Some of the most interesting direct duels in the K League this season has been Lee Dong-jun taking on the two best left-backs, Kim Jin-su and Hong Chul. In the first of the two games, Lee won a penalty. In the second, he was denied one by a VAR intervention that deemed the foul just outside the box. His acceleration frightens defenders in this league and is the primary factor as to why he is the second-most fouled player in the division.

Not everything has gone well for Lee this year – he sometimes finds himself on the periphery of games and subsequently struggles to have an impact – but he has produced enough to earn an opportunity to make the move to Europe.


Lee’s most likely route into Europe would be to one of the continent's lower-level leagues, a route taken by many South Korean players before. Hwang Hee-chan and Lee Jae-sung (the former a product of the Red Bull system, the latter a 2. Bundesliga standout at Holstein Kiel) are prominent examples of the value in making a move to a lower level. Moreover, clubs in Europe's mid-tier leagues are often able to afford the reasonable fees which South Korean clubs ask for. With that in mind, Portugal's SC Portimonense – a club who have provided a pathway to Europe from East Asia for players – had a concrete bid for Lee rejected by Busan. It would be disingenuous not to mention South Korea's military service programme also.

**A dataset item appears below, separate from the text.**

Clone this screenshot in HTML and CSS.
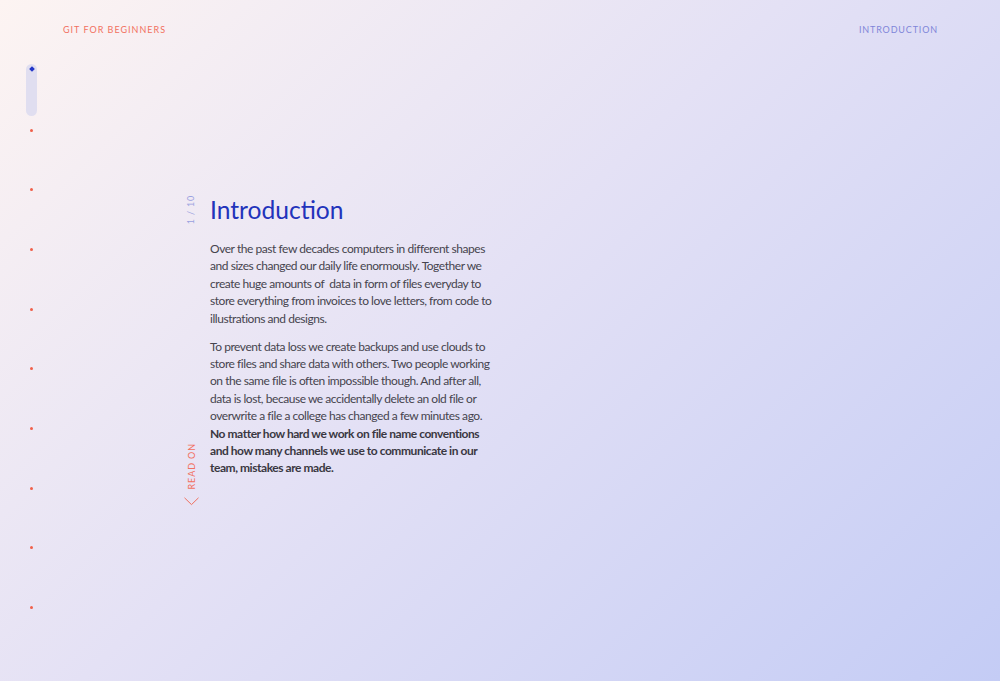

The 23-year-old will be planning to take part in the now 2021 Tokyo Olympics with the hope of achieving exemption from the country's military service system by claiming a medal at the tournament. A gold, silver or bronze would ensure that, and would likely be the catalyst for a move to Europe. Fortunately, the Olympics' football committee has granted an extension to those participating in the tournament who would have been over the age limit given the postponement of the 2020 tournament meaning Lee is available for selection.

Failure to win a medal may leave the Busan player at somewhat of a crossroads in his career. It may force him down a path similar to Hwang Hee-chan, Hwang Eui-jo and Son Heung-min, all of whom made the move abroad at an early age and attempted to win exemption through the AFC Asian Cup. Military exemption or not, it does seem that Lee is destined to make the move in the near future.